Wise gospel students do not build their philosophies of life on quotations of individuals, even though those quotations come from presidents of the Church.
It is not your province to set in order the Church or to determine what its doctrines shall be. . . . This means, among other things, that it is my province to teach to the Church what the doctrine is. It is your province to echo what I say or to remain silent. You do not have a divine commission to correct me or any of the Brethren. . . . If I lead the Church astray, that is my responsibility.
If [the heads of the Church] err then be silent on the point and leave the event in the hands of the Lord.
Perhaps I should tell you what one of the very astute and alert General Authorities said to me when I chanced to mention to him the subject of your letter to me. He said: "Oh dear, haven't we rescued him enough times already?"
(Bruce R. McConkie to Eugene England, accessed at http://www.eugeneengland.org/wp-content/uploads/2012/07/BRM-to-EE-Feb-80-Combined.pdf)
Well, I guess it is safe to say that Elder McConkie wasn't a big fan of common consent.
And viola!

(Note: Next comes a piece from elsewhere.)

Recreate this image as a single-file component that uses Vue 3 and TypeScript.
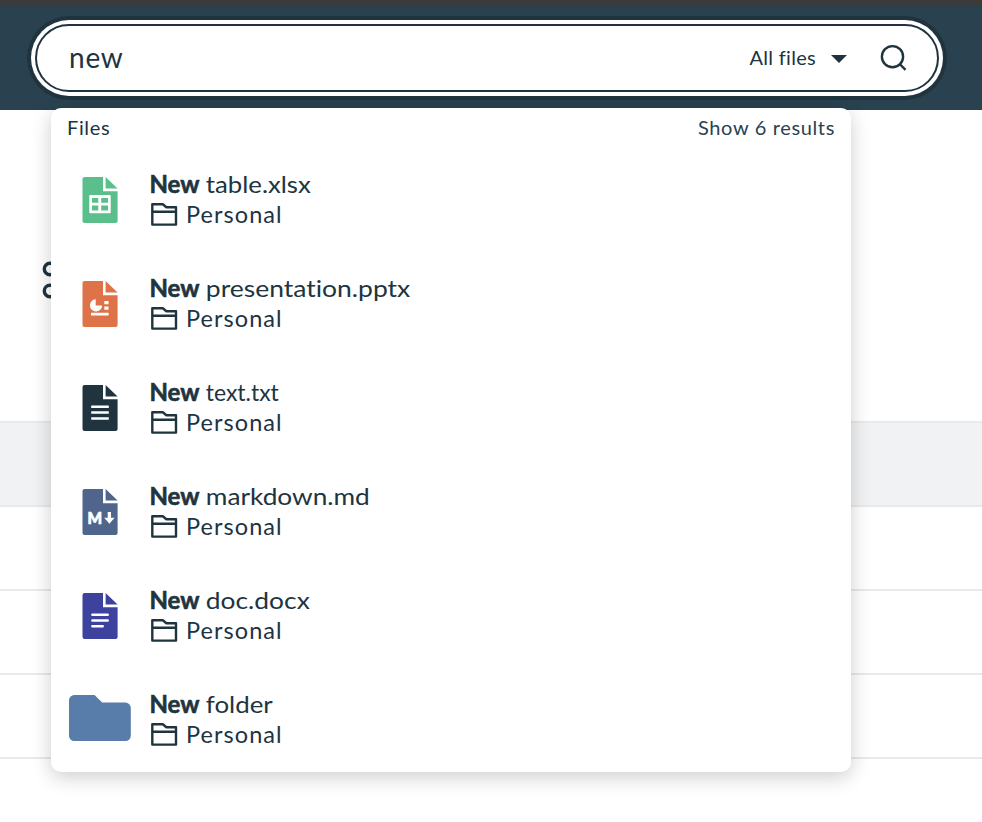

Eugene England was effectively "cancelled" for his beliefs.
Shall We Go On?
Incredibly, the fight for freedom of belief is ongoing in the Church (whatever happened to Article of Faith 11? Did I miss the Press Release saying we had repealed it?).

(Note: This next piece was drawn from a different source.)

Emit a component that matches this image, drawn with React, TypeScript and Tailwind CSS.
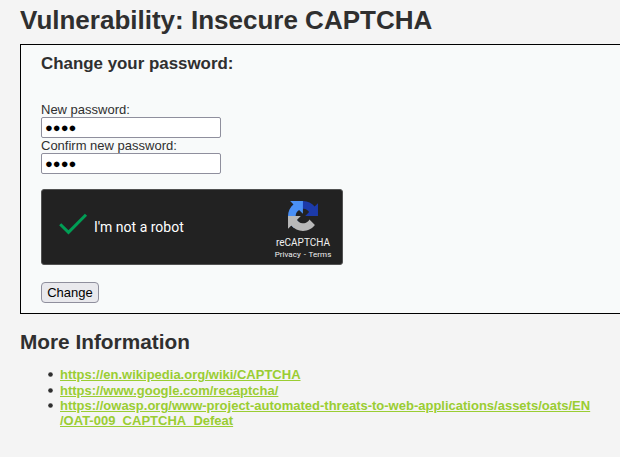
const LINKS = [
  ["https://en.wikipedia.org/wiki/CAPTCHA"],
  ["https://www.google.com/recaptcha/"],
  [
    "https://owasp.org/www-project-automated-threats-to-web-applications/assets/oats/EN",
    "/OAT-009_CAPTCHA_Defeat",
  ],
];

function PasswordField({ label }: { label: string }) {
  return (
    <label className="block h-9">
      <span className="block h-[15px] leading-[15px]">{label}</span>
      <input
        type="text"
        defaultValue="●●●●"
        className="block h-[21px] w-[180px] rounded-[2px] border border-[#8f8f9d] bg-white px-[3px] text-[13px] text-black outline-none"
      />
    </label>
  );
}

function RecaptchaLogo() {
  return (
    <svg viewBox="0 0 64 64" className="h-[30px] w-[30px]">
      <path
        fill="#1c3aa9"
        d="M64 31.955l-.033-1.37V4.687l-7.16 7.16C50.948 4.674 42.033.093 32.05.093c-10.4 0-19.622 4.96-25.458 12.64l11.736 11.86a15.55 15.55 0 0 1 4.754-5.334c2.05-1.6 4.952-2.906 8.968-2.906.485 0 .86.057 1.135.163 4.976.393 9.288 3.14 11.828 7.124l-8.307 8.307L64 31.953"
      />
      <path
        fill="#4a90f5"
        d="M31.862.094l-1.37.033H4.594l7.16 7.16C4.58 13.147 0 22.06 0 32.046c0 10.4 4.96 19.622 12.64 25.458L24.5 45.768a15.55 15.55 0 0 1-5.334-4.754c-1.6-2.05-2.906-4.952-2.906-8.968 0-.485.057-.86.163-1.135.393-4.976 3.14-9.288 7.124-11.828l8.307 8.307L31.86.095"
      />
      <path
        fill="#b9b9b9"
        d="M.001 32.045l.033 1.37v25.898l7.16-7.16c5.86 7.173 14.774 11.754 24.76 11.754 10.4 0 19.622-4.96 25.458-12.64l-11.736-11.86a15.55 15.55 0 0 1-4.754 5.334c-2.05 1.6-4.952 2.906-8.968 2.906-.485 0-.86-.057-1.135-.163-4.976-.393-9.288-3.14-11.828-7.124l8.307-8.307c-10.522.04-22.4.066-27.295-.005"
      />
    </svg>
  );
}

function Recaptcha() {
  return (
    <div className="mt-[15px] flex h-[76px] w-[302px] rounded-[3px] border border-[#525252] bg-[#222222] font-[Roboto,sans-serif] text-white">
      <div className="flex flex-1 items-center pl-[17px]">
        <svg viewBox="0 0 29 22" className="mb-[7px] h-[22px] w-[29px]" fill="none">
          <path d="M1.2 11.2L9.5 19.4L27 1.7" stroke="#009e55" strokeWidth="3" />
        </svg>
        <span className="ml-[6px] text-[14px] leading-[17px]">I'm not a robot</span>
      </div>
      <div className="mr-[9px] flex w-[60px] flex-col items-center pt-[11px]">
        <RecaptchaLogo />
        <span className="mt-[5px] text-[10px] leading-[13px] text-[#f0f0f0]">reCAPTCHA</span>
        <span className="mt-[1px] whitespace-nowrap text-[8px] leading-[10px] tracking-[0.05px] text-[#f0f0f0] [word-spacing:0.8px]">
          Privacy - Terms
        </span>
      </div>
    </div>
  );
}

export default function App() {
  return (
    <main className="h-[457px] overflow-hidden bg-[#f4f4f4] pl-5 font-['Liberation_Sans',Arial,sans-serif] text-[13px] text-[#2f2f2f]">
      <h1 className="h-11 pt-[5px] text-[26px] font-bold leading-[30px]">Vulnerability: Insecure CAPTCHA</h1>
      <section className="h-[270px] border-y border-l border-black bg-[#f8fafa] pl-5">
        <h3 className="h-[57px] pt-[9px] text-[16.9px] font-bold leading-5">Change your password:</h3>
        <PasswordField label="New password:" />
        <PasswordField label="Confirm new password:" />
        <Recaptcha />
        <button className="mt-[17px] block h-[21px] w-[58px] rounded-[4px] border border-[#8f8f9d] bg-[#e9e9ed] text-[13px] leading-[19px] text-black">
          Change
        </button>
      </section>
      <h2 className="h-[53px] pt-4 text-[20.8px] font-bold leading-6">More Information</h2>
      <ul className="pl-7 leading-[15px]">
        {LINKS.map((lines, i) => (
          <li key={lines[0]} className={i === 0 ? "mb-px flex" : "flex"}>
            <svg viewBox="0 0 5 5" className="mr-[7px] mt-[5px] h-[5px] w-[5px]" fill="#2f2f2f">
              <circle cx="2.5" cy="2.5" r="2.3" />
            </svg>
            <a href={lines.join("")} className="font-bold text-[#9acd32]">
              {lines.map((line) => (
                <span key={line} className="block underline">{line}</span>
              ))}
            </a>
          </li>
        ))}
      </ul>
    </main>
  );
}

Shall we not go on in so great a cause? Go forward and not backward. Courage, brethren; and on, on to the victory!
Let your hearts rejoice, and be exceedingly glad. Let the earth break forth into singing. Let the dead speak forth anthems of eternal praise to the King Immanuel, who hath ordained, before the world was, that which would enable us to redeem them out of their prison; for the prisoners shall go free.
Isn't it alarming that the Church cancels people for expressing their sincere beliefs?
So we're not talking about people who have sinned; these are regular bloggers, podcasters, scholars . . . just normal members of the Church . . . like Rock Waterman, Paul Toscano, Rob Smith, Randy Bott, John Dehlin . . . and on and on and on and on.